Abstract

Abstract A satellite microwave emission brightness temperature histograms (METH) technique has been applied to Special Sensor Microwave Imager (SSM/I) data taken on board the Defense Meteorological Satellite Program (DMSP) satellites and preprocessed by Remote Sensing Systems (RSS) Co. to produce 21 yr (July 1987–present) of oceanic rainfall products. These rain products are used as input to the Global Precipitation Climatology Project (GPCP) rain maps. Analysis of the METH product using SSM/I version-4 (V4) data shows jumps in vertically polarized 19-GHz brightness temperatures that are attributed to changes in DMSP satellites.

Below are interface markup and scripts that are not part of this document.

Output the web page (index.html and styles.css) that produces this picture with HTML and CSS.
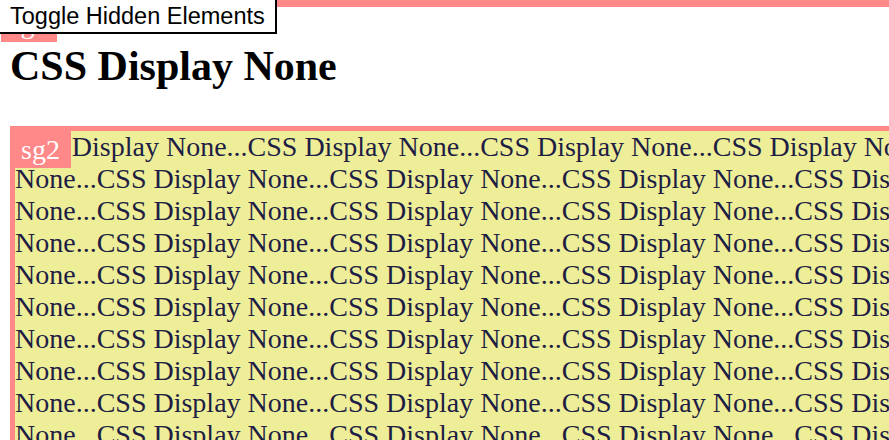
FILE: index.html
```html
<!DOCTYPE html>
<html>
<head>
<meta charset="utf-8">
<title>CSS Display None</title>
<link rel="stylesheet" href="styles.css">
</head>
<body>
<section class="sg sg1">
  <span class="label label1">sg1</span>
  <h1 class="title">CSS Display None</h1>
</section>
<section class="sg sg2">
  <span class="label label2">sg2</span>
  <p class="filler">CSS Display None...CSS Display None...CSS Display None...CSS Display None...CSS Display None...CSS Display None...CSS Display None...CSS Display None...CSS Display None...CSS Display None...CSS Display None...CSS Display None...CSS Display None...CSS Display None...CSS Display None...CSS Display None...CSS Display None...CSS Display None...CSS Display None...CSS Display None...CSS Display None...CSS Display None...CSS Display None...CSS Display None...CSS Display None...CSS Display None...CSS Display None...CSS Display None...CSS Display None...CSS Display None...CSS Display None...CSS Display None...CSS Display None...CSS Display None...CSS Display None...CSS Display None...CSS Display None...CSS Display None...CSS Display None...CSS Display None...CSS Display None...CSS Display None...CSS Display None...CSS Display None...CSS Display None...CSS Display None...CSS Display None...CSS Display None...CSS Display None...CSS Display None...CSS Display None...CSS Display None...CSS Display None...CSS Display None...CSS Display None...CSS Display None...CSS Display None...CSS Display None...CSS Display None...CSS Display None...CSS Display None...CSS Display None...CSS Display None...CSS Display None...CSS Display None...CSS Display None...</p>
</section>
<button class="toggle" type="button">Toggle Hidden Elements</button>
</body>
</html>
```

FILE: styles.css
```css
html {
  overflow: hidden;
}

body {
  margin: 0;
  font-family: "Liberation Serif", "Times New Roman", serif;
  background: #ffffff;
  color: #000000;
}

.sg {
  position: relative;
}

.sg1 {
  border-top: 7px solid #ff8888;
  padding: 35px 10px 36px;
}

.title {
  margin: 0;
  font-size: 42px;
  font-weight: bold;
  line-height: 48px;
}

.sg2 {
  margin-left: 10px;
  width: 1180px;
  border-top: 5px solid #ff8888;
  border-left: 5px solid #ff8888;
  background: #eeee99;
  color: #1e1e44;
}

.filler {
  margin: 0;
  font-size: 28px;
  line-height: 32px;
}

.label {
  position: absolute;
  box-sizing: border-box;
  height: 42px;
  padding-top: 8px;
  background: #ff8888;
  color: #ffffff;
  font-size: 28px;
  line-height: 32px;
  text-align: center;
}

.label1 {
  top: -7px;
  left: 1px;
  width: 56px;
}

.label2 {
  top: -5px;
  left: -5px;
  width: 61px;
}

.toggle {
  position: fixed;
  top: -2px;
  left: -2px;
  z-index: 2;
  box-sizing: border-box;
  height: 36px;
  margin: 0;
  padding: 0 10px;
  border: 2px solid #000000;
  border-radius: 0;
  background: #ffffff;
  color: #000000;
  font-family: "Liberation Sans", Arial, sans-serif;
  font-size: 23.5px;
}
```
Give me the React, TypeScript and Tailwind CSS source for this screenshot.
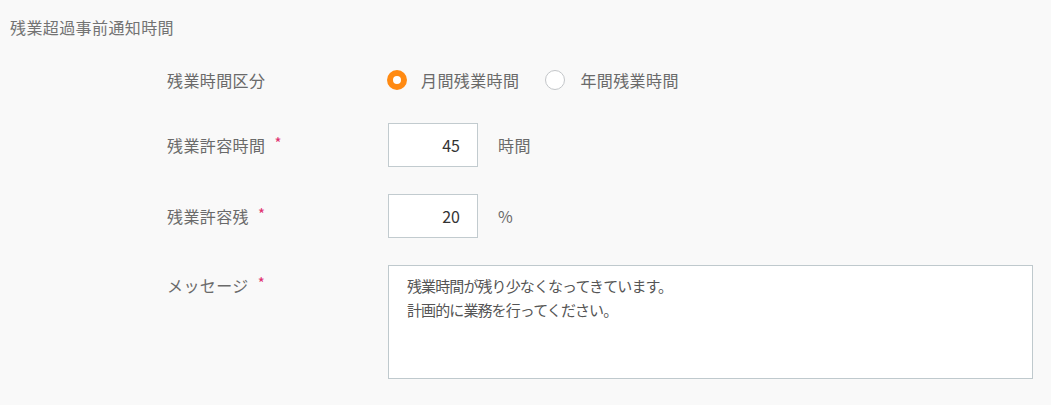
import React from "react";

const font = { fontFamily: '"Noto Sans CJK JP", "Noto Sans", sans-serif' };

function Req() {
  return <span className="ml-[9px] text-[15px] leading-none text-[#e0306f] relative -top-[3px]">*</span>;
}

export default function App() {
  return (
    <div className="w-[1051px] h-[405px] bg-[#f9f9f9] text-[#6a6a6a] overflow-hidden tracking-[0.4px]" style={font}>
      <div className="pl-[10px] pt-[15px] text-[16px] leading-[24px] text-[#737373]">残業超過事前通知時間</div>

      <div className="pl-[167px] mt-[19px] flex flex-col">
        {/* radio row */}
        <div className="flex items-center h-[44px]">
          <div className="w-[220px] text-[16px] leading-[24px]">残業時間区分</div>
          <div className="flex items-center">
            <span className="w-[20px] h-[20px] rounded-full border-[6.5px] border-[#ff8a12] bg-white box-border" />
            <span className="ml-[14px] text-[16px] leading-[24px]">月間残業時間</span>
            <span className="ml-[26px] w-[20px] h-[20px] rounded-full border-[1.5px] border-[#c3c6c9] bg-white box-border" />
            <span className="ml-[15px] text-[16px] leading-[24px]">年間残業時間</span>
          </div>
        </div>

        {/* row 2 */}
        <div className="flex items-center h-[44px] mt-[21px]">
          <div className="w-[221px] text-[16px] leading-[24px] flex items-center">
            残業許容時間<Req />
          </div>
          <div className="w-[90px] h-[44px] border border-[#c2cbcf] bg-white flex items-center justify-end pr-[17px] text-[16px] text-[#333] tracking-normal">
            45
          </div>
          <span className="ml-[20px] text-[16px] leading-[24px]">時間</span>
        </div>

        {/* row 3 */}
        <div className="flex items-center h-[44px] mt-[27px]">
          <div className="w-[221px] text-[16px] leading-[24px] flex items-center">
            残業許容残<Req />
          </div>
          <div className="w-[90px] h-[44px] border border-[#c2cbcf] bg-white flex items-center justify-end pr-[17px] text-[16px] text-[#333] tracking-normal">
            20
          </div>
          <span className="ml-[20px] text-[16px] leading-[24px]">%</span>
        </div>

        {/* message */}
        <div className="flex items-start mt-[27px]">
          <div className="w-[221px] pt-[8px] text-[16px] leading-[24px] flex items-center">
            メッセージ<Req />
          </div>
          <div className="w-[645px] h-[114px] border border-[#bfc9cd] bg-white pl-[18px] pt-[8px] text-[15px] leading-[24px] tracking-[-0.9px] text-[#555]">
            <div>残業時間が残り少なくなってきています。</div>
            <div>計画的に業務を行ってください。</div>
          </div>
        </div>
      </div>
    </div>
  );
}
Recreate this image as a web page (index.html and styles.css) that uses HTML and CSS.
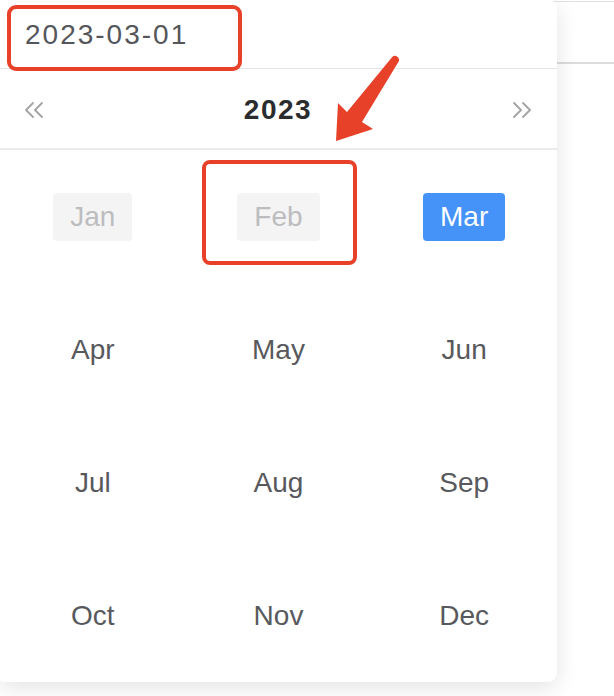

A version-6 (V6) SSM/I that corrects for intersatellite differences was released by RSS in 2006. The jumps in the time series are reduced, with most of the changes occurring in the early part of the DMSP F13 data. The bias between RSS V6 and V4 of brightness temperature at 19 and 22 GHz is less than 0.5 K. METH rain rates were reprocessed using V6 data and were analyzed. The 20-yr global mean difference between the METH V4 and V6 is less than 0.3%, with differences as large as 3% in individual years. Trend analyses show increases in the oceanic rain belts, such as the intertropical convergence zone and the South Pacific convergence zone, and in the Bay of Bengal. These rain-rate trends, from both linear trend analysis and empirical mode decomposition analysis, are comparable to the version-2 GPCP analyses but are smaller than those found in the unified microwave ocean retrieval algorithm.